When you order a bottle of shochu, you will be served with a bucket full of ice along with your glasses.

Shochu mizuwari (with water)

Mizuwari, or having your shochu with some cold water, is another good way to enjoy shochu. The best ratio of shochu to water is 3:2, a bit more of shochu than water to preserve the original taste of shochu.

Shochu oyuwari (with hot water)

In Japan, mostly in the winter season, people sometimes have shochu mixed with hot water. In order to make a great Oyuwari, add hot water to the glass first. Then, add the shochu which is heavier than water. The difference in density will create a movement which will mix the drink by itself. The best ratio will of shochu to hot water is also 3:2.

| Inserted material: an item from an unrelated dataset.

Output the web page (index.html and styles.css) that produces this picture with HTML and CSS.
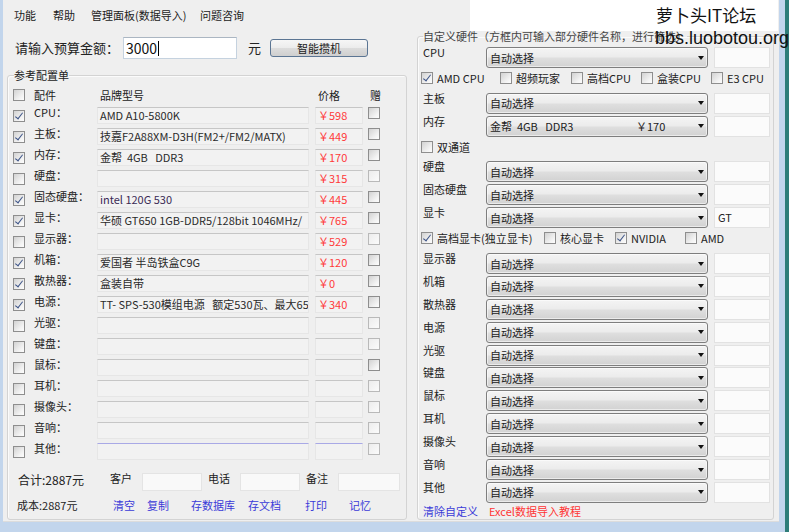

In the shivering winter seasons, this hot drink will give you a great relaxing time!

Sochu soda-wari (with soda)

If you want something sweeter and sparkly, simply replace your cold water with soda. This is a very popular way to drink it too.

Shochu Cocktails, Chu-hi (チューハイ)

The most interesting feature of shochu is that any kind of shochu can be mixed in to make some cocktails. Generally speaking, light-tasting shochu is better than strong-tasting shochu, when you are making cocktails. Also, the light-tasting ones are generally cheaper.

There are no rules when making shochu cocktails and the cocktails can be based on any kind of beverages you like. You can mix in orange juice just like when you make a screw-driver cocktail, or coke and any other beverage.

Fresh fruit chu-hi

One of the most popular kinds of shochu cocktails is fruit chu-his. Usually, the shochu is cut by soda and some fruit syrups of juices are added to give taste. For the freshest tasting ones, there are some izakaya bars which offers their drinks with seasonal fresh fruit juices! Sometimes, you even get to press them yourself at your table.

The popular fruits for shochu cocktails are lemon, grapefruit, yuzu (Japanese lemon), and ume (Japanese plums).

Tea based chu-hi

Instead of cutting your shochu with water, why don’t you cut them with some tea beverages? Oolong-hi (oolong tea) and Ryokucha-hi (green tea) are two very popular types of shochu tea cocktails.

Unlike fruit-based shochu cocktails listed above, tea-based chu-his are not sweet and complement Japanese cuisine very well.